The court is convinced that there is truth in the assertion of the plaintiff that the possibility of the court finding the absence of hardship to support the prior variance contributed to the motivation of the Town of North Branford in making this zone change. However, the court recognizes that in Primerica v.Planning and Zoning Commission of the Town of Greenwich,
"In such circumstances, it is not the function of the court to retry the case. Conclusions reached by the Commission must be upheld by the trial court if they are reasonably supported by the record . . . . The question is not whether the trial court would have reached the same conclusion but whether the record before the agency supports the decision." [citation omitted]
At the meeting of December 1, 1994, Vice Chairman Gunn seconded by Secretary DeMatteo, moved to adopt the proposed amendment for the reasons listed in the staff memo or December 1, 1994. The staff memo of December 1, 1994 is found as Exhibit 7 in the Return of Record. That memo gives the background of the zone change and then contains a section entitled "Findings/Concerns". In the "Findings/Concerns" section there is a candid admission that "the amendments were formulated, in part, to respond to CT Page 11416 specific zoning cases brought to the attention of the Commission by local residents." While the applicable facts stated in the staff memo are uncontested, while the findings and concerns are no doubt accurate, and while the decision is to approve the change, there is nothing in the staff memo or the motion to approve the change which gives a reason for the zone change.

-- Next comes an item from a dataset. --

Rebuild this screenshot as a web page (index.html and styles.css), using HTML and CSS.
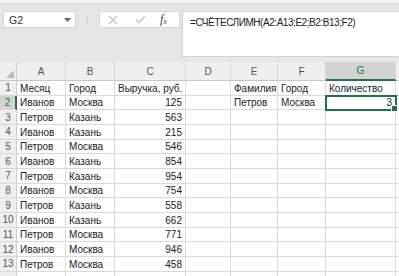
FILE: index.html
```html
<!DOCTYPE html>
<html lang="ru">
<head>
<meta charset="utf-8">
<title>Excel</title>
<link rel="stylesheet" href="styles.css">
</head>
<body>
<div class="ribbon-edge"></div>
<div class="formula-area">
  <div class="namebox"><span>G2</span><svg class="dd" width="7" height="4" viewBox="0 0 7 4"><path d="M0 0h7L3.5 4z" fill="#666"/></svg></div>
  <div class="grip"><i></i><i></i><i></i></div>
  <div class="fxbox">
    <svg class="ico" width="10" height="10" viewBox="0 0 10 10"><path d="M1 1L9 9M9 1L1 9" stroke="#c4c4c4" stroke-width="1.2" fill="none"/></svg>
    <svg class="ico" width="11" height="9" viewBox="0 0 11 9"><path d="M1 4.5L4 7.5L10 1" stroke="#c4c4c4" stroke-width="1.3" fill="none"/></svg>
    <span class="fx">f<sub>x</sub></span>
  </div>
  <div class="formula">=СЧЁТЕСЛИМН(A2:A13;E2;B2:B13;F2)</div>
</div>
<div class="sheet">
  <div class="corner"><svg width="8" height="8" viewBox="0 0 8 8"><path d="M8 0V8H0z" fill="#b9b9b9"/></svg></div>
  <div class="ch">A</div><div class="ch">B</div><div class="ch">C</div><div class="ch">D</div><div class="ch">E</div><div class="ch">F</div><div class="ch sel">G</div><div class="ch"></div>

  <div class="rh">1</div><div class="c">Месяц</div><div class="c">Город</div><div class="c">Выручка, руб.</div><div class="c"></div><div class="c">Фамилия</div><div class="c">Город</div><div class="c">Количество</div><div class="c"></div>
  <div class="rh sel">2</div><div class="c">Иванов</div><div class="c">Москва</div><div class="c n">125</div><div class="c"></div><div class="c">Петров</div><div class="c">Москва</div><div class="c n active">3</div><div class="c"></div>
  <div class="rh">3</div><div class="c">Петров</div><div class="c">Казань</div><div class="c n">563</div><div class="c"></div><div class="c"></div><div class="c"></div><div class="c"></div><div class="c"></div>
  <div class="rh">4</div><div class="c">Иванов</div><div class="c">Казань</div><div class="c n">215</div><div class="c"></div><div class="c"></div><div class="c"></div><div class="c"></div><div class="c"></div>
  <div class="rh">5</div><div class="c">Петров</div><div class="c">Москва</div><div class="c n">546</div><div class="c"></div><div class="c"></div><div class="c"></div><div class="c"></div><div class="c"></div>
  <div class="rh">6</div><div class="c">Иванов</div><div class="c">Казань</div><div class="c n">854</div><div class="c"></div><div class="c"></div><div class="c"></div><div class="c"></div><div class="c"></div>
  <div class="rh">7</div><div class="c">Петров</div><div class="c">Казань</div><div class="c n">954</div><div class="c"></div><div class="c"></div><div class="c"></div><div class="c"></div><div class="c"></div>
  <div class="rh">8</div><div class="c">Иванов</div><div class="c">Москва</div><div class="c n">754</div><div class="c"></div><div class="c"></div><div class="c"></div><div class="c"></div><div class="c"></div>
  <div class="rh">9</div><div class="c">Петров</div><div class="c">Казань</div><div class="c n">558</div><div class="c"></div><div class="c"></div><div class="c"></div><div class="c"></div><div class="c"></div>
  <div class="rh">10</div><div class="c">Иванов</div><div class="c">Казань</div><div class="c n">662</div><div class="c"></div><div class="c"></div><div class="c"></div><div class="c"></div><div class="c"></div>
  <div class="rh">11</div><div class="c">Петров</div><div class="c">Москва</div><div class="c n">771</div><div class="c"></div><div class="c"></div><div class="c"></div><div class="c"></div><div class="c"></div>
  <div class="rh">12</div><div class="c">Иванов</div><div class="c">Москва</div><div class="c n">946</div><div class="c"></div><div class="c"></div><div class="c"></div><div class="c"></div><div class="c"></div>
  <div class="rh">13</div><div class="c">Петров</div><div class="c">Москва</div><div class="c n">458</div><div class="c"></div><div class="c"></div><div class="c"></div><div class="c"></div><div class="c"></div>
  <div class="rh"></div><div class="c"></div><div class="c"></div><div class="c"></div><div class="c"></div><div class="c"></div><div class="c"></div><div class="c"></div><div class="c"></div>
</div>
</body>
</html>
```
FILE: styles.css
```css
* { box-sizing: border-box; }
html, body { margin: 0; padding: 0; }
body {
  width: 399px;
  height: 276px;
  overflow: hidden;
  background: #ffffff;
  font-family: "Liberation Sans", Arial, sans-serif;
  font-size: 10px;
  color: #222;
}
.ribbon-edge {
  height: 4px;
  background: #f7f7f7;
  border-bottom: 1px solid #d6d6d6;
}
.formula-area {
  height: 58px;
  background: #e6e6e6;
  display: flex;
  align-items: flex-start;
  padding-top: 7px;
}
.namebox {
  margin-left: 3px;
  width: 73px;
  height: 17px;
  background: #fff;
  border: 1px solid #d2d2d2;
  display: flex;
  align-items: center;
  justify-content: space-between;
  padding: 1px 4px 0 5px;
  font-size: 10.5px;
  color: #333;
}
.dd { margin-top: 0; }
.grip {
  width: 23px;
  height: 17px;
  display: flex;
  flex-direction: column;
  align-items: center;
  justify-content: center;
  gap: 1px;
}
.grip i {
  display: block;
  width: 1px;
  height: 1px;
  background: #a8a8a8;
}
.fxbox {
  width: 81px;
  height: 17px;
  background: #fff;
  border: 1px solid #d8d8d8;
  display: flex;
  align-items: center;
  padding-left: 8px;
}
.fxbox .ico:first-child { margin-right: 17px; }
.fx {
  margin-left: 14px;
  font-family: "Liberation Serif", "Times New Roman", serif;
  font-style: italic;
  font-size: 12px;
  color: #444;
}
.fx sub { font-size: 8px; vertical-align: -1px; }
.formula {
  margin-left: 2px;
  flex: 1;
  height: 46px;
  background: #fff;
  border: 1px solid #d2d2d2;
  border-right: none;
  padding: 5px 0 0 7px;
  font-size: 10px;
  letter-spacing: -0.45px;
  color: #222;
  white-space: nowrap;
}
.sheet {
  display: grid;
  grid-template-columns: 17px 49px 49px 71px 45px 47px 48px 70px 1fr;
  grid-template-rows: 19px repeat(14, 14.67px);
}
.corner, .ch, .rh {
  background: #efefef;
  color: #555;
  border-right: 1px solid #cfcfcf;
  border-bottom: 1px solid #c6c6c6;
}
.corner {
  display: flex;
  align-items: flex-end;
  justify-content: flex-end;
  padding: 0 2px 2px 0;
}
.ch {
  display: flex;
  align-items: center;
  justify-content: center;
  border-right-color: #d6d6d6;
}
.ch.sel {
  background: #d3d3d3;
  color: #217346;
  border-bottom: 2px solid #217346;
}
.rh {
  display: flex;
  align-items: center;
  justify-content: center;
  border-bottom-color: #d9d9d9;
}
.rh.sel {
  background: #d3d3d3;
  color: #217346;
  border-right: 2px solid #217346;
}
.c {
  border-right: 1px solid #dadada;
  border-bottom: 1px solid #dadada;
  padding: 1px 3px 0;
  display: flex;
  align-items: center;
  white-space: nowrap;
  overflow: hidden;
  color: #222;
}
.c.n { justify-content: flex-end; }
.c.active {
  position: relative;
  overflow: visible;
  outline: 2px solid #217346;
  outline-offset: -1px;
}
.c.active::after {
  content: "";
  position: absolute;
  right: -3px;
  bottom: -3px;
  width: 5px;
  height: 5px;
  background: #217346;
  border: 1px solid #fff;
}
```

In examining the transcript the court finds that in the discussion of the proposed change, Commissioner DeMatteo noted that there had been widespread concern that the Town is threatened with losing its farming character (Record Exhibit 10 page 2). DeMatteo further expressed doubt that a reduction in the minimum lot requirement from 5 acres to 160,000 square feet would spark any unusual increase in the keeping of livestock. The proposed change was described by Commissioner Faughnan as "a significant part of our rural preservation strategy" (Record Exhibit 10 page 10).
In addition, at the trial on the matter, the attorney representing the Town requested the court's permission to have the Town Planner, Mr. Schultz, testily on the background and reasons for the zone change. The plaintiff, Mr. Frumento, had no objection to this testimony requesting only that he be allowed to cross examine Mr. Schultz. Cross examination was allowed. The court recognizes that the zone change may not be justified after the fact by Mr. Schultz's testimony. However, Mr. Schultz's testimony did expand upon the Town of North Branford's reasons set forth in less detail in the record. North Branford appears to have a municipal concern in maintaining small farms and its agricultural character. The court finds that this concern with its rural preservation strategy was sufficient to justify the zone change.
The court expresses some sympathy with the plaintiff's position that as the size of farms is lessened by amendment, attention to increased setbacks and rules controlling the number of livestock in relation to the acres should properly be considered. However, it is not the function of the court to write the North Branford Zoning Regulations. The court does not find the proposed regulation to be arbitrary or unreasonable.
For the foregoing reasons, the appeal is dismissed.